Separate out the lines that hold "React".

### Data for this exercise
----
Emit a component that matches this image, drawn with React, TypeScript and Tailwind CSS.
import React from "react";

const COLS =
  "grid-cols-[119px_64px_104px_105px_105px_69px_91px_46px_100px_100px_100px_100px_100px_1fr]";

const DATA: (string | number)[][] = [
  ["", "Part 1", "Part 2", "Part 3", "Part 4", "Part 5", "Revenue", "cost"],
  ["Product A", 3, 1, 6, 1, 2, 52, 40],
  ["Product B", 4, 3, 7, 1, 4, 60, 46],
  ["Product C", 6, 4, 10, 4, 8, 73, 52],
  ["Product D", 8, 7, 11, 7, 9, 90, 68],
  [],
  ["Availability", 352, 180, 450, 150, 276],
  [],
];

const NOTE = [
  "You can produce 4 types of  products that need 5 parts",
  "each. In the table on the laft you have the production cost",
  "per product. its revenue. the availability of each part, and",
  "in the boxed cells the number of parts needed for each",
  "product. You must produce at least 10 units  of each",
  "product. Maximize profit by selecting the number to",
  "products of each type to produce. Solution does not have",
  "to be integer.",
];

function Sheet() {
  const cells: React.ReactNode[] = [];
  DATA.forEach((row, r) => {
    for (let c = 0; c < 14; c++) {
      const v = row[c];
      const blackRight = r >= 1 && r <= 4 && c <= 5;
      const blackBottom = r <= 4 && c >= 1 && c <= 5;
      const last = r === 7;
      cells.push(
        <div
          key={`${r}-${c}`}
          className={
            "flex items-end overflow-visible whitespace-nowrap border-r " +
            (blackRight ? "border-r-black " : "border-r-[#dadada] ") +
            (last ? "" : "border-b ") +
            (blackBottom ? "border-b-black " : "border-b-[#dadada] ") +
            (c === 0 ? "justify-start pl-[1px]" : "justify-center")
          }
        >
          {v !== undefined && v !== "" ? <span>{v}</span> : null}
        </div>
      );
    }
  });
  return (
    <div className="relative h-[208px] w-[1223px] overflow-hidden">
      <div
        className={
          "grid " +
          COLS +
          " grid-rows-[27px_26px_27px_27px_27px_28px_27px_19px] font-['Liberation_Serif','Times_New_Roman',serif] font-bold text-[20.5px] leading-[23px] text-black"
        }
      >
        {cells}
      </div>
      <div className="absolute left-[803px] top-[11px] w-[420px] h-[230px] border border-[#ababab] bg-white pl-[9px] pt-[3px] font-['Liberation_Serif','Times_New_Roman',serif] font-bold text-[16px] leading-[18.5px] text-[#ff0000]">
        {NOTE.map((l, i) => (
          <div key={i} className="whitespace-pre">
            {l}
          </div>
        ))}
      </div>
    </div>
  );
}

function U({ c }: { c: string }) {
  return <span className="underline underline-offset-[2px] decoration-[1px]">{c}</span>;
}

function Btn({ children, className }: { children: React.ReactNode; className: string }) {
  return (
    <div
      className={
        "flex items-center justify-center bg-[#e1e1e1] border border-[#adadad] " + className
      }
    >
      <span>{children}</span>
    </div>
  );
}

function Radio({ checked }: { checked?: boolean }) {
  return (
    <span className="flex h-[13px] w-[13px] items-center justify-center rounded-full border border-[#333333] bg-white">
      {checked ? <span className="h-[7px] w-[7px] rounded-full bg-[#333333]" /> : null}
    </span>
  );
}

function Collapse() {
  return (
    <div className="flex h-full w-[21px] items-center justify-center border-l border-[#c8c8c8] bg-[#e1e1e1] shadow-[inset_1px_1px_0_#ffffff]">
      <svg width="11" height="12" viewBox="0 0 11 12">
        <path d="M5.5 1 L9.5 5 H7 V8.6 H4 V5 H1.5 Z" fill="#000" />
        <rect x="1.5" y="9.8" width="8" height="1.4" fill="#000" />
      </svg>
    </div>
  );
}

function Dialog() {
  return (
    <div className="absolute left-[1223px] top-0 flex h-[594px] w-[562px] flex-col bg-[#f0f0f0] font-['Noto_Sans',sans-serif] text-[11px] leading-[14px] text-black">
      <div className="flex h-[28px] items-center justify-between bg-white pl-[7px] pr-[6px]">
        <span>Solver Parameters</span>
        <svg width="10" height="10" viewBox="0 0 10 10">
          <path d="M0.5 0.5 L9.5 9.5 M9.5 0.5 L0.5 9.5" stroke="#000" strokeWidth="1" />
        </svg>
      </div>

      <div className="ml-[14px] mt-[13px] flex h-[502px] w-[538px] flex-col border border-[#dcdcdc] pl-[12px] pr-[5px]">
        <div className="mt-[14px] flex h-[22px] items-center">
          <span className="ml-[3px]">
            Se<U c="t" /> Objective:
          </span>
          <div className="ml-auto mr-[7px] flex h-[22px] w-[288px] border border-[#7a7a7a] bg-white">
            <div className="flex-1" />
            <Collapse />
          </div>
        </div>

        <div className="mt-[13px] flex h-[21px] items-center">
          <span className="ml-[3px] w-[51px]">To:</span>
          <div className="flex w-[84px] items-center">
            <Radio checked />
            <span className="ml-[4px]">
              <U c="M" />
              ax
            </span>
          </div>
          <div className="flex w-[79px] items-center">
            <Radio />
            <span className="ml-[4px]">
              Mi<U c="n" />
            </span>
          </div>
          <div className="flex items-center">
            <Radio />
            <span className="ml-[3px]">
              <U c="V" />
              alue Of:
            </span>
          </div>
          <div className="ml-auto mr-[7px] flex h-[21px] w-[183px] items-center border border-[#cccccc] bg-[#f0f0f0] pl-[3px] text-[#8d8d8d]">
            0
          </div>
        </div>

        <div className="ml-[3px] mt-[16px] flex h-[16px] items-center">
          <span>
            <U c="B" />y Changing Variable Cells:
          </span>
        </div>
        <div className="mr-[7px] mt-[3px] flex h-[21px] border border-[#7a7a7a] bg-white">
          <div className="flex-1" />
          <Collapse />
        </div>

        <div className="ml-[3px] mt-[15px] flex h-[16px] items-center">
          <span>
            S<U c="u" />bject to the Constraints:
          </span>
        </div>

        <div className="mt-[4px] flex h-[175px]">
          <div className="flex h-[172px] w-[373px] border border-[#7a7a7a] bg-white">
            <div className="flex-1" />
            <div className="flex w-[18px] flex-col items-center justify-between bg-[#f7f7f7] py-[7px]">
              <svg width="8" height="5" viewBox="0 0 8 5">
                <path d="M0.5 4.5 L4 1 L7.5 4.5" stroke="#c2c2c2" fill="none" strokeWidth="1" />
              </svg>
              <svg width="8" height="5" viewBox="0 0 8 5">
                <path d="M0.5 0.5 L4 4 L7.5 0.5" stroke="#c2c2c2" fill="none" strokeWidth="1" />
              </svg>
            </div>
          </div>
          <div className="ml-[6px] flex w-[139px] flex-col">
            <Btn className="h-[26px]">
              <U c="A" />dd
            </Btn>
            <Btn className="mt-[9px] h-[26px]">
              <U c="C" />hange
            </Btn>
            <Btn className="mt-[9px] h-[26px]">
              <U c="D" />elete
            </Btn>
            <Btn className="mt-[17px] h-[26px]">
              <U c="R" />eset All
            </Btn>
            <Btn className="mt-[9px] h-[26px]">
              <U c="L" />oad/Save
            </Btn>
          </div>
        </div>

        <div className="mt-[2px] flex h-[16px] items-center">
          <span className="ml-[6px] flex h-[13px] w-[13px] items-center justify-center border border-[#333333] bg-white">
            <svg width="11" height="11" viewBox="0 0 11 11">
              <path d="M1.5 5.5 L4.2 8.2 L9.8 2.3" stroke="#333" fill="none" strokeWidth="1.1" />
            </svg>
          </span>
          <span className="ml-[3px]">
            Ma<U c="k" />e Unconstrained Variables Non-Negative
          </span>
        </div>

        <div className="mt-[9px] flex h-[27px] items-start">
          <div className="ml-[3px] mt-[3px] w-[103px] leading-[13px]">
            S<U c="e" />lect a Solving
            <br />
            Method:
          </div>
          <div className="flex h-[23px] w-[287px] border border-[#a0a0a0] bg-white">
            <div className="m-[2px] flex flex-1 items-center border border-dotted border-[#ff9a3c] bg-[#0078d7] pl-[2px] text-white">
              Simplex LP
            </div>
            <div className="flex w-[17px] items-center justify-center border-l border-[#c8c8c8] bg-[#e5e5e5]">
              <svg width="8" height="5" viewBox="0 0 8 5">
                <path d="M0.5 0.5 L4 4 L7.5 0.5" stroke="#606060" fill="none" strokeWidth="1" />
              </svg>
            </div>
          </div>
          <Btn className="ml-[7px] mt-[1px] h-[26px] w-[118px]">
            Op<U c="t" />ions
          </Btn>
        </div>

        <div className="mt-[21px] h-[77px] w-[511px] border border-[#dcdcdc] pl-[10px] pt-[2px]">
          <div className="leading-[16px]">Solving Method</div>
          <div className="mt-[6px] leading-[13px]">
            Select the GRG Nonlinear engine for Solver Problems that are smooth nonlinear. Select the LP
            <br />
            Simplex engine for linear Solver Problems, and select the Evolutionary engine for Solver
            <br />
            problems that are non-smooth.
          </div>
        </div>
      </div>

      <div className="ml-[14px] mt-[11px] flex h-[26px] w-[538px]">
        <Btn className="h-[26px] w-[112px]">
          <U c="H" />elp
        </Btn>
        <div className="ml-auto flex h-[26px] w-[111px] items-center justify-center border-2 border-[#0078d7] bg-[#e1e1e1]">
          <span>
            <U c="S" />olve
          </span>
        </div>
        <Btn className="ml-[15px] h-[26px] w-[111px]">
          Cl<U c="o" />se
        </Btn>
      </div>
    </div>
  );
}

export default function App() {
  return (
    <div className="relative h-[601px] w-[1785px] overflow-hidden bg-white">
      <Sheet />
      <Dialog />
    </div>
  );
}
----
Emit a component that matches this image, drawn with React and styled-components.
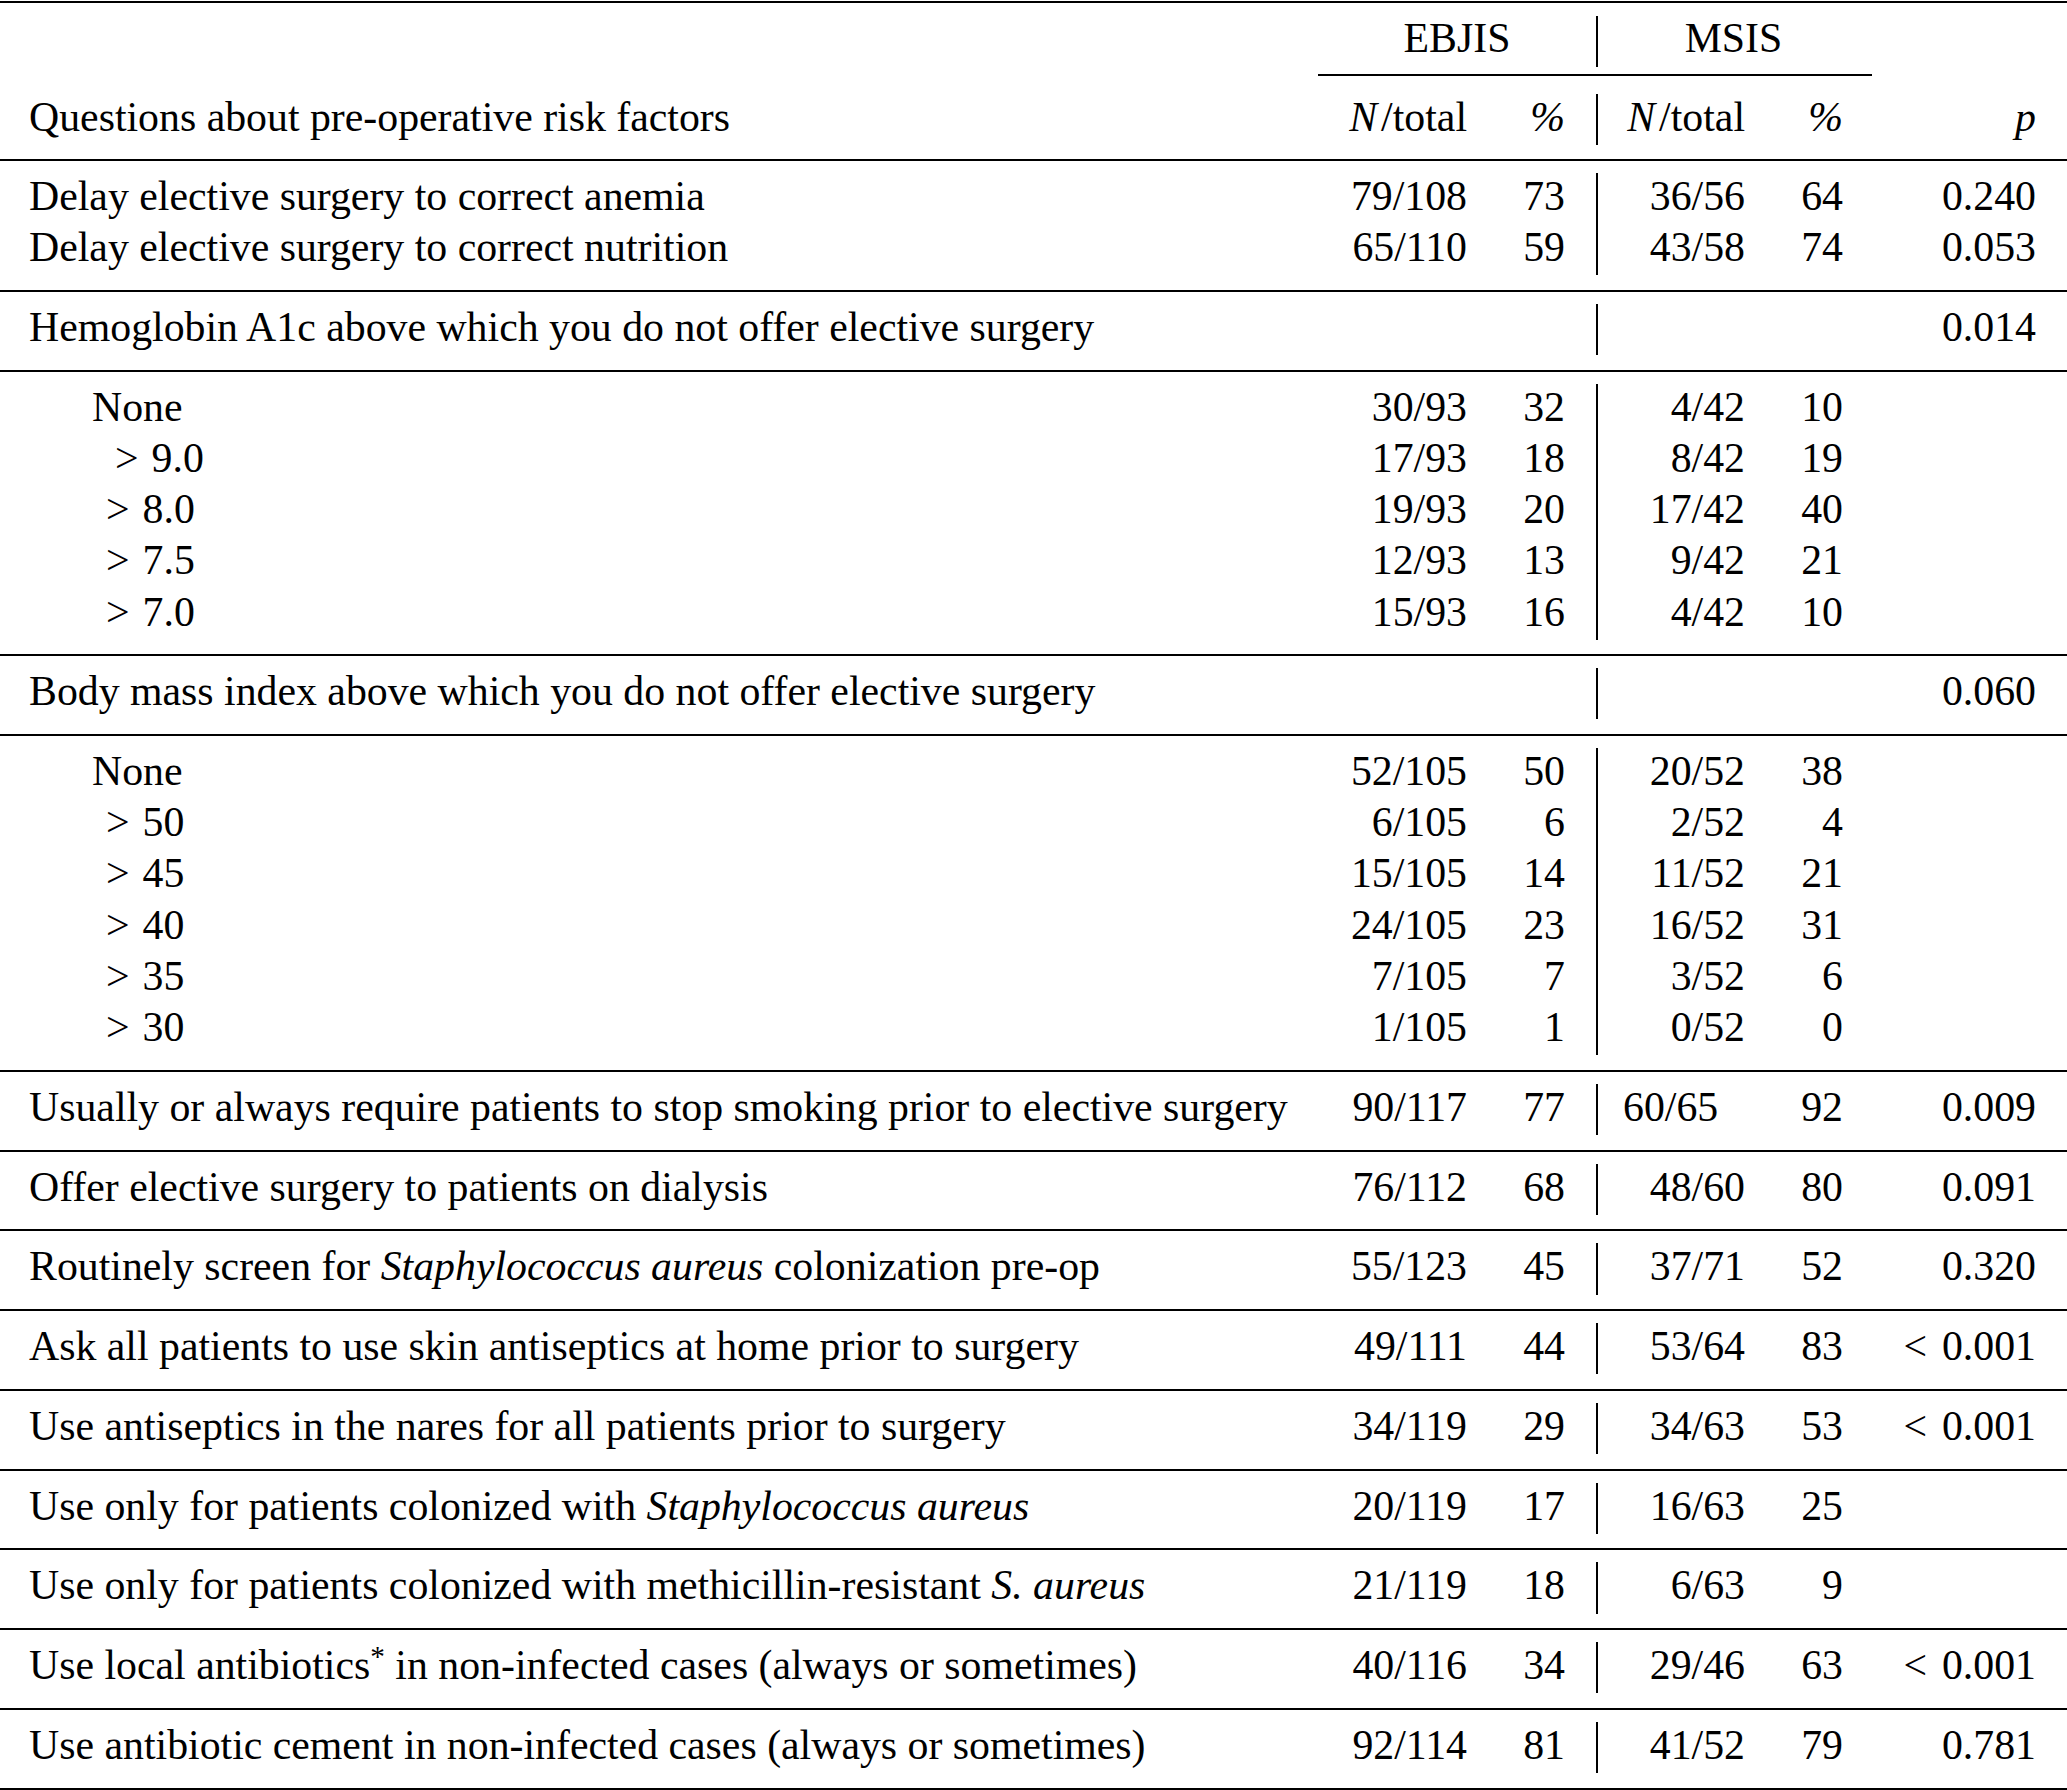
----
### Final answer
Emit a component that matches this image, drawn with React, TypeScript and Tailwind CSS.
import React from "react";
  const cells: React.ReactNode[] = [];
function Btn({ children, className }: { children: React.ReactNode; className: string }) {
Emit a component that matches this image, drawn with React and styled-components.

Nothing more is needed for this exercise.